Hoy es un libro maravilloso, descubierto en 1981, publicado en 1987 y que se llama indistintamente Codex Romanoff o Notas de cocina de Leonardo Da Vinci.
Si usted lo decide y se lo regala, lector querido, podrá asombrarse leyendo cómo Leonardo fue el primero que se imaginó que dentro de un cucurucho se podían servir alimentos, cuáles son las cualidades de un buen repostero y también la mejor forma de sentar un asesino a la mesa para que no arruinar la cena.

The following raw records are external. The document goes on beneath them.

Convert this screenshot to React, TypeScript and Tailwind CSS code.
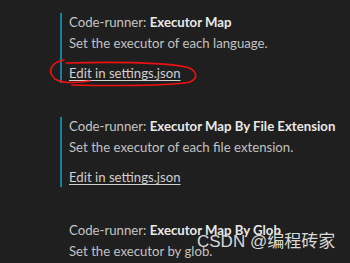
import React from "react";

const entries = [
  { name: "Executor Map", desc: "Set the executor of each language.", link: true, bar: true },
  { name: "Executor Map By File Extension", desc: "Set the executor of each file extension.", link: true, bar: true },
  { name: "Executor Map By Glob", desc: "Set the executor by glob.", link: false, bar: false },
];

export default function App() {
  return (
    <div
      className="relative w-[350px] h-[263px] overflow-hidden bg-[#1f1f1f] pl-[60px] pt-[13px]"
      style={{ fontFamily: 'Lato, "Noto Sans", sans-serif' }}
    >
      <div className="flex flex-col gap-[34px]">
        {entries.map((e) => (
          <div
            key={e.name}
            className={`h-[70px] pl-[7px] border-l-2 ${e.bar ? "border-[#1a7fa6]" : "border-transparent"} text-[13.2px]`}
          >
            <div className="leading-[18px] whitespace-nowrap">
              <span className="text-[#c5c5c5]">Code-runner: </span>
              <span className="text-[#e8e8e8] font-bold">{e.name}</span>
            </div>
            <div className="mt-[3px] leading-[18px] text-[#c2c2c2] whitespace-nowrap">{e.desc}</div>
            {e.link && (
              <div className="mt-[12px] leading-[18px] text-[#d0d0d0] underline underline-offset-2 whitespace-nowrap">
                Edit in settings.json
              </div>
            )}
          </div>
        ))}
      </div>
      <svg className="absolute left-0 top-0" width="350" height="263" viewBox="0 0 350 263" fill="none">
        <path
          d="M64 60 C52 62 46 71 55 79 C61 83 76 83 90 81 M72 85 C110 86 170 86 190 82 C199 78 197 70 186 67 C160 62 105 62 66 63"
          stroke="#ee1111"
          strokeWidth="1.6"
          strokeLinecap="round"
        />
      </svg>
      <div
        className="absolute left-[197px] top-[231px] text-[17px] leading-[22px] text-[#d8d8d8] whitespace-nowrap"
        style={{ fontFamily: '"Liberation Sans", "Noto Sans CJK SC", sans-serif' }}
      >
        CSDN @编程砖家
      </div>
    </div>
  );
}
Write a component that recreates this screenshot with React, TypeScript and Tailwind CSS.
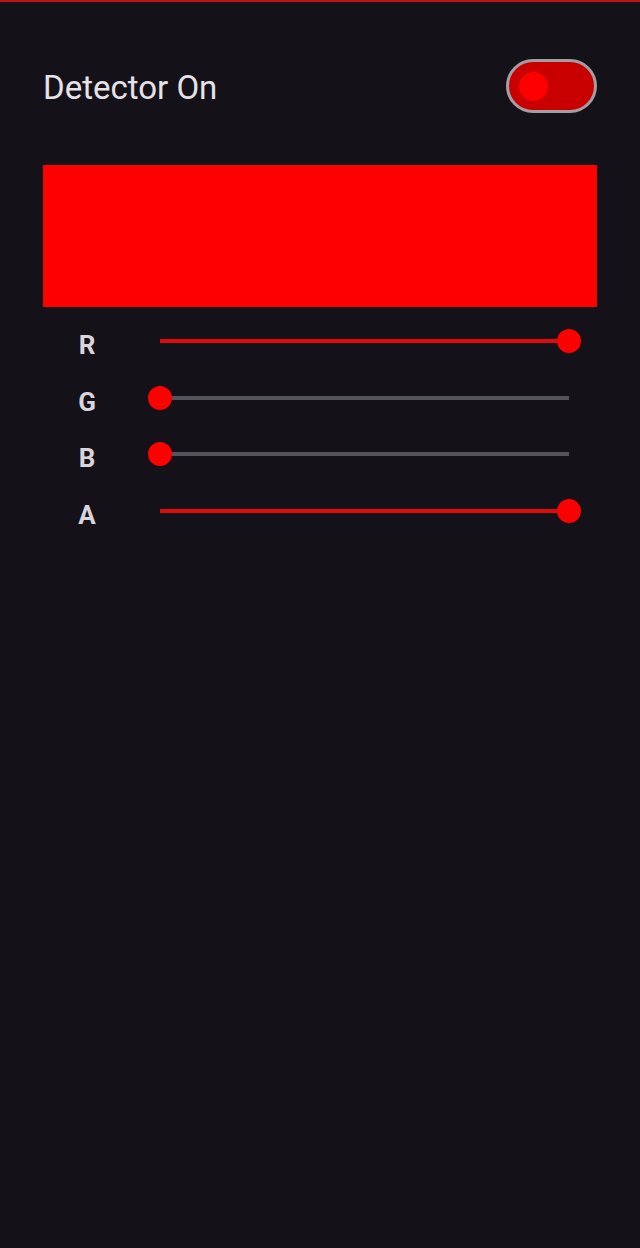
import React from 'react';

const channels = [
  { label: 'R', value: 255 },
  { label: 'G', value: 0 },
  { label: 'B', value: 0 },
  { label: 'A', value: 255 },
];

function Slider({ value }: { value: number }) {
  const pct = (value / 255) * 100;
  return (
    <div className="relative h-full flex-1 px-3">
      <div className="relative h-full">
        <div className="absolute left-0 right-0 top-1/2 h-[4px] -translate-y-1/2 bg-[#55535a]" />
        <div
          className="absolute left-0 top-1/2 h-[4px] -translate-y-1/2 bg-[#e00a0a]"
          style={{ width: `${pct}%` }}
        />
        <div
          className="absolute top-1/2 h-6 w-6 -translate-x-1/2 -translate-y-1/2 rounded-full bg-[#ff0000]"
          style={{ left: `${pct}%` }}
        />
      </div>
    </div>
  );
}

export default function App() {
  return (
    <div className="min-h-[1248px] w-full bg-[#141218] font-['Roboto',sans-serif]">
      <div className="h-[2px] bg-[#c0101a]" />
      <div className="flex items-center justify-between pl-[43px] pr-[43px] pt-[57px]">
        <span className="pt-[4px] text-[33px] leading-[40px] text-[#e6e1e6]">Detector On</span>
        <div className="flex h-[54px] w-[91px] items-center rounded-full border-[3px] border-[#a29ea3] bg-[#c80000] pl-[10px]">
          <div className="h-[29px] w-[29px] rounded-full bg-[#ff0000]" />
        </div>
      </div>
      <div className="mx-[43px] mt-[52px] h-[142px] bg-[#ff0000]" />
      <div className="mt-[6px] flex flex-col">
        {channels.map((c) => (
          <div key={c.label} className="flex h-[56.5px] items-center pl-[43px] pr-[59px]">
            <span className="w-[88px] pt-[9px] text-center text-[26px] font-bold text-[#d9d4dc]">
              {c.label}
            </span>
            <div className="ml-[17px] h-full flex-1">
              <Slider value={c.value} />
            </div>
          </div>
        ))}
      </div>
    </div>
  );
}
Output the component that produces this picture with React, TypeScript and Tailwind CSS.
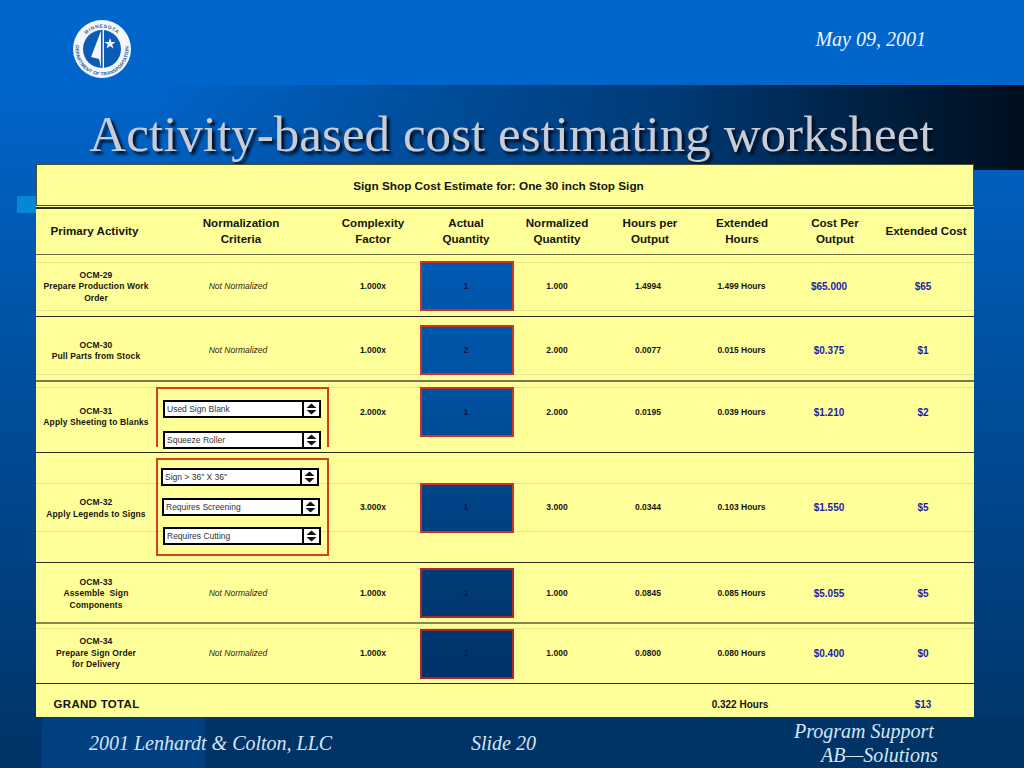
import React from "react";

const COLS = "grid grid-cols-[120px_170px_94px_94px_86px_100px_84px_90px_100px] items-center";

function Logo() {
  return (
    <svg width="60" height="60" viewBox="0 0 60 60" className="block">
      <defs>
        <path id="topArc" d="M13 17 A21.5 21.5 0 0 1 47 17" />
        <path id="botArc" d="M4.2 24 A26.5 26.5 0 1 0 55.8 24" />
      </defs>
      <circle cx="30" cy="30" r="29" fill="#f4f6fa" />
      <circle cx="30" cy="30" r="19" fill="#0a5cb4" />
      <text fontFamily="'Liberation Sans', sans-serif" fontSize="4.8" fontWeight="700" fill="#2a5f9e">
        <textPath href="#topArc" startOffset="2" textLength="34">MINNESOTA</textPath>
      </text>
      <text fontFamily="'Liberation Sans', sans-serif" fontSize="4.8" fontWeight="700" fill="#2a5f9e">
        <textPath href="#botArc" startOffset="2" textLength="90">DEPARTMENT OF TRANSPORTATION</textPath>
      </text>
      <polygon points="29,12 19,38 27,40 29,49" fill="#f4f6fa" />
      <rect x="30.6" y="11" width="1.4" height="38" fill="#f4f6fa" />
      <polygon points="38,19 39.4,23 43.6,23 40.2,25.6 41.5,29.6 38,27.1 34.5,29.6 35.8,25.6 32.4,23 36.6,23" fill="#f4f6fa" />
    </svg>
  );
}

function Dropdown({ label, offset }: { label: string; offset: string }) {
  return (
    <div className={`flex h-[18px] w-[158px] shrink-0 items-stretch border-2 border-black bg-white ${offset}`}>
      <div className="flex flex-1 items-center pl-[2px] text-left text-[8.5px] font-normal text-[#333333] whitespace-nowrap">{label}</div>
      <div className="flex w-[17px] items-center justify-center border-l-2 border-black bg-white">
        <svg width="11" height="12" viewBox="0 0 11 12">
          <polygon points="5.5,0.5 10.5,5 0.5,5" fill="#111" />
          <polygon points="5.5,11.5 10.5,7 0.5,7" fill="#111" />
        </svg>
      </div>
    </div>
  );
}

type Row = {
  id: string;
  lines: string[];
  height: string;
  border: string;
  pad: string;
  labelPad: string;
  complexity: string;
  qty: string;
  box: string;
  norm: string;
  hpo: string;
  ext: string;
  cost: string;
  total: string;
  faint: string[];
  drops?: "a" | "b";
};

const rows: Row[] = [
  {
    id: "OCM-29", lines: ["Prepare Production Work", "Order"], height: "h-[62px]", border: "border-[#6b6b40]", pad: "pt-[1px]", labelPad: "pt-[2px]",
    complexity: "1.000x", qty: "1", box: "from-[#005ab4] to-[#0055a8] border-[#c8342a]", norm: "1.000", hpo: "1.4994", ext: "1.499 Hours", cost: "$65.000", total: "$65",
    faint: ["top-[7px]", "top-[55px]"],
  },
  {
    id: "OCM-30", lines: ["Pull Parts from Stock"], height: "h-[64px]", border: "border-[#2e2e1c]", pad: "pt-[3px]", labelPad: "pt-[2px]",
    complexity: "1.000x", qty: "2", box: "from-[#0056ac] to-[#0052a2] border-[#c8342a]", norm: "2.000", hpo: "0.0077", ext: "0.015 Hours", cost: "$0.375", total: "$1",
    faint: ["top-[57px]"],
  },
  {
    id: "OCM-31", lines: ["Apply Sheeting to Blanks"], height: "h-[72px]", border: "border-[#7a7a50]", pad: "pb-[10px]", labelPad: "pt-[10px]",
    complexity: "2.000x", qty: "1", box: "from-[#0052a2] to-[#004b94] border-[#c8342a]", norm: "2.000", hpo: "0.0195", ext: "0.039 Hours", cost: "$1.210", total: "$2",
    faint: ["top-[5px]"], drops: "a",
  },
  {
    id: "OCM-32", lines: ["Apply Legends to Signs"], height: "h-[110px]", border: "border-[#2e2e1c]", pad: "pb-0", labelPad: "pt-[2px]",
    complexity: "3.000x", qty: "1", box: "from-[#004588] to-[#00407e] border-[#c8342a]", norm: "3.000", hpo: "0.0344", ext: "0.103 Hours", cost: "$1.550", total: "$5",
    faint: ["top-[30px]", "top-[78px]"], drops: "b",
  },
  {
    id: "OCM-33", lines: ["Assemble  Sign", "Components"], height: "h-[60px]", border: "border-[#2e2e1c]", pad: "pt-[1px]", labelPad: "pt-[2px]",
    complexity: "1.000x", qty: "1", box: "from-[#003c78] to-[#003871] border-[#b0242c]", norm: "1.000", hpo: "0.0845", ext: "0.085 Hours", cost: "$5.055", total: "$5",
    faint: [],
  },
  {
    id: "OCM-34", lines: ["Prepare Sign Order", "for Delivery"], height: "h-[61px]", border: "border-[#85854c]", pad: "pb-0", labelPad: "pt-0",
    complexity: "1.000x", qty: "1", box: "from-[#00376f] to-[#003369] border-[#b0242c]", norm: "1.000", hpo: "0.0800", ext: "0.080 Hours", cost: "$0.400", total: "$0",
    faint: ["top-[4px]"],
  },
];

const headers: [string, string | undefined, string][] = [
  ["Primary Activity", undefined, "pr-[3px] pb-[2px]"],
  ["Normalization", "Criteria", "pb-[2px]"],
  ["Complexity", "Factor", "pb-[2px]"],
  ["Actual", "Quantity", "pr-[2px] pb-[2px]"],
  ["Normalized", "Quantity", "pb-[2px]"],
  ["Hours per", "Output", "pb-[2px]"],
  ["Extended", "Hours", "pb-[2px]"],
  ["Cost Per", "Output", "pl-[12px] pb-[2px]"],
  ["Extended Cost", undefined, "pl-[4px] pb-[1px] whitespace-nowrap"],
];

function DataRow({ r }: { r: Row }) {
  const thick = r.border === "border-[#7a7a50]" || r.border === "border-[#85854c]";
  return (
    <div className={`relative ${COLS} ${r.height} ${r.pad} ${thick ? "border-t-2" : "border-t"} ${r.border} text-center text-[8.5px] font-bold text-[#151510]`}>
      {r.faint.map((f) => (
        <div key={f} className={`absolute inset-x-0 h-px bg-[#e9e68e] ${f}`} />
      ))}
      <div className={`relative leading-[11.4px] tracking-[0.12px] ${r.labelPad}`}>
        <div>{r.id}</div>
        {r.lines.map((l) => (
          <div key={l} className="whitespace-pre">{l}</div>
        ))}
      </div>
      {r.drops === "a" ? (
        <div className="relative mt-[5px] -mb-[8px] flex h-[60px] w-[173px] flex-col gap-[13px] self-start border-x-2 border-t-2 border-[#d2401e] pt-[11px] pl-[5px]">
          <Dropdown label="Used Sign Blank" offset="ml-0" />
          <Dropdown label="Squeeze Roller" offset="ml-0" />
        </div>
      ) : r.drops === "b" ? (
        <div className="relative mt-[5px] flex h-[98px] w-[173px] flex-col gap-[12px] self-start border-2 border-[#d2401e] pt-[8px] pl-[3px]">
          <Dropdown label={'Sign > 36" X 36"'} offset="ml-0" />
          <Dropdown label="Requires Screening" offset="ml-[1px]" />
          <Dropdown label="Requires Cutting" offset="ml-[2px] -mt-[1px]" />
        </div>
      ) : (
        <div className="relative pr-[6px] font-normal italic text-[#2a2a20]">Not Normalized</div>
      )}
      <div className="relative">{r.complexity}</div>
      <div className="relative">
        <div className={`flex h-[50px] w-[94px] items-center justify-center border-2 bg-linear-to-b pr-[2px] text-[9.5px] font-bold text-[#0b1c40] ${r.box}`}>
          {r.qty}
        </div>
      </div>
      <div className="relative">{r.norm}</div>
      <div className="relative pr-[4px]">{r.hpo}</div>
      <div className="relative pr-[1px]">{r.ext}</div>
      <div className="relative text-[10px] text-[#1c1ca8]">{r.cost}</div>
      <div className="relative pr-[2px] text-[10px] text-[#1c1ca8]">{r.total}</div>
    </div>
  );
}

export default function App() {
  return (
    <div className="relative flex h-[768px] w-[1024px] flex-col overflow-hidden bg-linear-to-b from-[#0066cc] from-10% to-[#003366] font-['Liberation_Sans',Arial,sans-serif]">
      <div className="flex h-[85px] shrink-0 items-start justify-between pl-[72px] pr-[98px]">
        <div className="mt-[19px]"><Logo /></div>
        <div className="mt-[28px] font-['Liberation_Serif',serif] text-[20px] italic leading-[22px] text-[#eef4fb]">May 09, 2001</div>
      </div>

      <div className="h-[85px] shrink-0 bg-linear-to-r from-[#0064c4]/0 from-15% via-[#003a75] via-66% to-[#000e1e] pt-[21px] pr-[1px] text-center font-['Liberation_Serif',serif] text-[51.1px] leading-[56px] whitespace-nowrap text-[#c9ccd4] [text-shadow:3px_3px_3px_#000c20]">
        Activity-based cost estimating worksheet
      </div>

      <div className="absolute left-[17px] top-[196px] h-[17px] w-[19px] bg-[#0488d4]" />

      <div className="relative z-10 mx-[36px] -mt-[6px] flex h-[553px] w-[938px] shrink-0 flex-col bg-[#ffff99]">
        <div className="flex h-[42px] shrink-0 items-center justify-center border border-[#4a5230] pt-[2px] pr-[13px] text-[11.75px] font-bold text-[#151510]">
          Sign Shop Cost Estimate for: One 30 inch Stop Sign
        </div>
        <div className={`${COLS} mt-[1px] h-[47px] shrink-0 border-t-2 border-[#2e2e1c] text-center text-[11.6px] font-bold leading-[15.5px] text-[#151510]`}>
          {headers.map(([a, b, c]) => (
            <div key={a} className={c}>
              <div>{a}</div>
              {b ? <div>{b}</div> : null}
            </div>
          ))}
        </div>
        {rows.map((r) => (
          <DataRow key={r.id} r={r} />
        ))}
        <div className={`${COLS} h-[34px] shrink-0 border-t border-[#2e2e1c] pt-[8px] text-center font-bold text-[#151510]`}>
          <div className="pl-[1px] text-[11.5px] tracking-[0.3px] whitespace-nowrap">GRAND TOTAL</div>
          <div />
          <div />
          <div />
          <div />
          <div />
          <div className="pr-[4px] text-[10px]">0.322 Hours</div>
          <div />
          <div className="pr-[2px] text-[10px] text-[#1c1ca8]">$13</div>
        </div>
      </div>

      <div className="relative flex h-[51px] shrink-0 font-['Liberation_Serif',serif] italic text-[#d6e6f5]">
        <div className="ml-[42px] h-full w-[163px] shrink-0 bg-[#004080]" />
        <div className="flex-1 bg-[#003366]" />
        <div className="absolute inset-x-0 top-0 flex h-full items-start pl-[89px] text-[20px]">
          <div className="mt-[14px] w-[382px] leading-[24px] whitespace-nowrap">2001 Lenhardt &amp; Colton, LLC</div>
          <div className="mt-[14px] w-[323px] leading-[24px] whitespace-nowrap">Slide 20</div>
          <div className="mt-[2px] leading-[24px] whitespace-nowrap">
            <div>Program Support</div>
            <div className="pl-[27px]">AB—Solutions</div>
          </div>
        </div>
      </div>
    </div>
  );
}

Todo ello porque Leonardo también llegó a la conclusión de que no se podía cocinar en una cocina que no estuviera escrupulosamente limpia y tampoco sentar a la vera de los invitados de su señor, en el comedor, a ningún mal elemento que diera al traste con todo. Ya lo habían dicho los griegos: el arte ha de ser, ante todo, un halago a los sentidos. Y el arte de la cocina el más útil, sabroso y seguro.